§ **WRITTEN TASK**
Reproduce each line from the records that holds "styles".

══ ENTRIES PROVIDED ══

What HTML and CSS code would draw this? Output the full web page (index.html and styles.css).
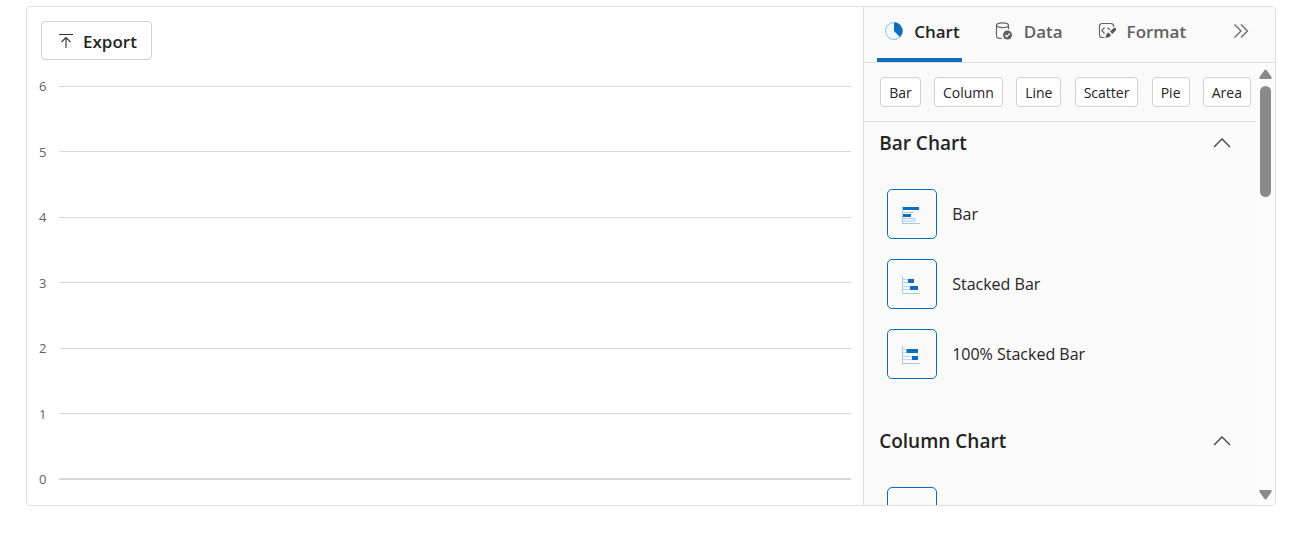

═══
══ ENTRIES PROVIDED ══

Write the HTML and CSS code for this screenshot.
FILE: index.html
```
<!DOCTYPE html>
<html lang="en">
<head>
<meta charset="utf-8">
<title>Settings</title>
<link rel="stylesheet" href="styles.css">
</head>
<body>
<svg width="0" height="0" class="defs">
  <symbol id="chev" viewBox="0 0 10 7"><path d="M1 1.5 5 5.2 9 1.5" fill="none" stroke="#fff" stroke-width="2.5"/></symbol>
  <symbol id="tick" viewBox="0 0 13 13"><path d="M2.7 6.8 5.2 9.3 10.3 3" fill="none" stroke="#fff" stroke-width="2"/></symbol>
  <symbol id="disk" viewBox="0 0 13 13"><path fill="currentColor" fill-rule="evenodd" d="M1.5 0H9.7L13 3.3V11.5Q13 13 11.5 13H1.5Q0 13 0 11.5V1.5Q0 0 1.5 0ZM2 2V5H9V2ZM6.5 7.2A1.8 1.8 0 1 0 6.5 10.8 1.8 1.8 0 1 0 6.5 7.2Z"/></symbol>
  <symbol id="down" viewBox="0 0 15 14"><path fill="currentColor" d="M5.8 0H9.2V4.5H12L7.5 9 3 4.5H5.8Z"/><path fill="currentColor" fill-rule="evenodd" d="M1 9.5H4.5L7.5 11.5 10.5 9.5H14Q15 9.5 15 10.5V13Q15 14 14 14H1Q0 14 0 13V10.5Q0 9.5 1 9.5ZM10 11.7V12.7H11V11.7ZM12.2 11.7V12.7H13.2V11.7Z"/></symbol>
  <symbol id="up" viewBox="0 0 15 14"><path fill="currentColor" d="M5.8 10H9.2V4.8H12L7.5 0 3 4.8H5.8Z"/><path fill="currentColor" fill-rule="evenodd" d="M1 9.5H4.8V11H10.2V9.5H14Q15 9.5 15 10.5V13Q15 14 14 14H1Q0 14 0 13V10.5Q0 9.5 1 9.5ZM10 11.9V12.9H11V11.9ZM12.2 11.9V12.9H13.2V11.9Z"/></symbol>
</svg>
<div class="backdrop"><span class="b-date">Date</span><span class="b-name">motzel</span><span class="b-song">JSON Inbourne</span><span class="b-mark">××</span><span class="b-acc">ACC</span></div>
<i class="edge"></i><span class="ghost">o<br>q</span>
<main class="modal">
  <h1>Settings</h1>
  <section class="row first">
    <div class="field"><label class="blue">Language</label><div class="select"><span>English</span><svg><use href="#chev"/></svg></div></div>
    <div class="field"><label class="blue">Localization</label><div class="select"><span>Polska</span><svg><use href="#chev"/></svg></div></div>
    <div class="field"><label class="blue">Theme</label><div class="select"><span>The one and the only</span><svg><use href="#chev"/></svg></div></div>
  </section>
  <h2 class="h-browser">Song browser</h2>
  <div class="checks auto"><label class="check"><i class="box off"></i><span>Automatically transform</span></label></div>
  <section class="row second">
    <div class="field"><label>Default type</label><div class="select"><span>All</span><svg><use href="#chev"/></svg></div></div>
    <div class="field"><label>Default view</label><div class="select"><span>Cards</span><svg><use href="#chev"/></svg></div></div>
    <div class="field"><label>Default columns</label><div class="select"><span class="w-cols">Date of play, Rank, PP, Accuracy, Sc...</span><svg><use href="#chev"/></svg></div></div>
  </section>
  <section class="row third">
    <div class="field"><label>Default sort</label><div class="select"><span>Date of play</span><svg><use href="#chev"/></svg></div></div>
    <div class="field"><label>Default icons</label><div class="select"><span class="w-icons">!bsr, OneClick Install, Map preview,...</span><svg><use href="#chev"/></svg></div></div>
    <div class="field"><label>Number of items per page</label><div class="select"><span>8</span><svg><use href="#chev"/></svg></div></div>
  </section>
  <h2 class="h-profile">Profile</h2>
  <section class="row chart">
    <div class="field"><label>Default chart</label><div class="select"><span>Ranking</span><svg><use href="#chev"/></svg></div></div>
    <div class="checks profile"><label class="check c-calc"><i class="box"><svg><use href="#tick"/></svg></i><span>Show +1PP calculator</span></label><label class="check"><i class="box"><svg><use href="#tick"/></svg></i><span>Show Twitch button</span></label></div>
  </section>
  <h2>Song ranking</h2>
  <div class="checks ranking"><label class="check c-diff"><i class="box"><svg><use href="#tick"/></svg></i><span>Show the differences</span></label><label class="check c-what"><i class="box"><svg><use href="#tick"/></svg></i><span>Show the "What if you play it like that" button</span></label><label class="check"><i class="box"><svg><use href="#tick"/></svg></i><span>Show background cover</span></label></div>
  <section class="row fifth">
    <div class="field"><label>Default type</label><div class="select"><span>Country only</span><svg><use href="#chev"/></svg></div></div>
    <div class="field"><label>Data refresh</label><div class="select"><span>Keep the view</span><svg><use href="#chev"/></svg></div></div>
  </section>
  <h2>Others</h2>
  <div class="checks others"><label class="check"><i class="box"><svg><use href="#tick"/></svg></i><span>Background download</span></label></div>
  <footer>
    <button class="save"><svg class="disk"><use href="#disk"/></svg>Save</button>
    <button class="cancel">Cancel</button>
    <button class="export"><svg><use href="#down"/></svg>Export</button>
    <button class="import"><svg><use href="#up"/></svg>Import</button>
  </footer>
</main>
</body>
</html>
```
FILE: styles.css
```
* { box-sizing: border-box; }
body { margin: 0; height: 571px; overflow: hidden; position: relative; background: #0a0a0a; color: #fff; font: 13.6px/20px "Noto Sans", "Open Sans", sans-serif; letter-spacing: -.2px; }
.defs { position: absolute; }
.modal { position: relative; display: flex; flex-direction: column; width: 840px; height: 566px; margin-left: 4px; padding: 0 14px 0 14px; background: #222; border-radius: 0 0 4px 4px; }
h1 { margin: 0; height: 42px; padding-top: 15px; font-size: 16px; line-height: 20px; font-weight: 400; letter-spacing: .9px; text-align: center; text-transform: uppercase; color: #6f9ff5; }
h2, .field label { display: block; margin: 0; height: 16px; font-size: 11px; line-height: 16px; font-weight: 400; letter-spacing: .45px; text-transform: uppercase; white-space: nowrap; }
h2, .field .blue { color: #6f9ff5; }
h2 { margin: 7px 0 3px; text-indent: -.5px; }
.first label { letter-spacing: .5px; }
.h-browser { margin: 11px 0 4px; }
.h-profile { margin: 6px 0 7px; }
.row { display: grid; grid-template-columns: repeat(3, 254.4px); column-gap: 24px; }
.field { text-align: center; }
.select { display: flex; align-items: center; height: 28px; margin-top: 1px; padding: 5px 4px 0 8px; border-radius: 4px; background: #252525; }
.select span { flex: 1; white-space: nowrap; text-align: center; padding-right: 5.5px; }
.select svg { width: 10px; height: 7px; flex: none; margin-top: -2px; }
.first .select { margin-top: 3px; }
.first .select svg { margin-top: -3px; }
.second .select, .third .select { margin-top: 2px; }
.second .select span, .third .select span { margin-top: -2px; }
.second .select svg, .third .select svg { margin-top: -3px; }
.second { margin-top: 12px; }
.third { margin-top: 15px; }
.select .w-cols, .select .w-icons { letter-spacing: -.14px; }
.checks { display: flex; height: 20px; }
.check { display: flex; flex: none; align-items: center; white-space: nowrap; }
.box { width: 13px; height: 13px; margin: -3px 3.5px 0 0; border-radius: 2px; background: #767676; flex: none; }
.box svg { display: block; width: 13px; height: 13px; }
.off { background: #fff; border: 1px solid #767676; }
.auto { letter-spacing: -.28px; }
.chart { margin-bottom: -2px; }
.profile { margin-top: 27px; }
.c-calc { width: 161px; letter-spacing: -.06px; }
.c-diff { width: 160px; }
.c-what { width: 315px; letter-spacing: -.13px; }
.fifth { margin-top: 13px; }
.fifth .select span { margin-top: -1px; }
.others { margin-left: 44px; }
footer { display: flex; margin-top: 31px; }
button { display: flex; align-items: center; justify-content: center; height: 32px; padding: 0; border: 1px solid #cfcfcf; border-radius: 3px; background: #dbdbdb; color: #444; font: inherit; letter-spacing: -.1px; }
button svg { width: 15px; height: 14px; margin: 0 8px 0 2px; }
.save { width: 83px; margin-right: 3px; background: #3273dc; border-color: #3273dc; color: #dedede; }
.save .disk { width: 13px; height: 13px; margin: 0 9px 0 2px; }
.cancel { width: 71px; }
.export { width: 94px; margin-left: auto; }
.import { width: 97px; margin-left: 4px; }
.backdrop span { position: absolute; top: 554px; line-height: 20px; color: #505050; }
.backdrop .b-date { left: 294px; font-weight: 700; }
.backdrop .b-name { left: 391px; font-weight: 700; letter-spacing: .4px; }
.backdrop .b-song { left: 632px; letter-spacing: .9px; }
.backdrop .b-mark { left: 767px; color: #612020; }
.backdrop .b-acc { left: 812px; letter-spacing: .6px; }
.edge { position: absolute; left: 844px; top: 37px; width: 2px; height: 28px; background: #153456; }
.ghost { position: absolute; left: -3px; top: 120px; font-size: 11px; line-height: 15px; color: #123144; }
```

═══

§ **FINISHED EXERCISE**
What HTML and CSS code would draw this? Output the full web page (index.html and styles.css).
<link rel="stylesheet" href="styles.css">
FILE: styles.css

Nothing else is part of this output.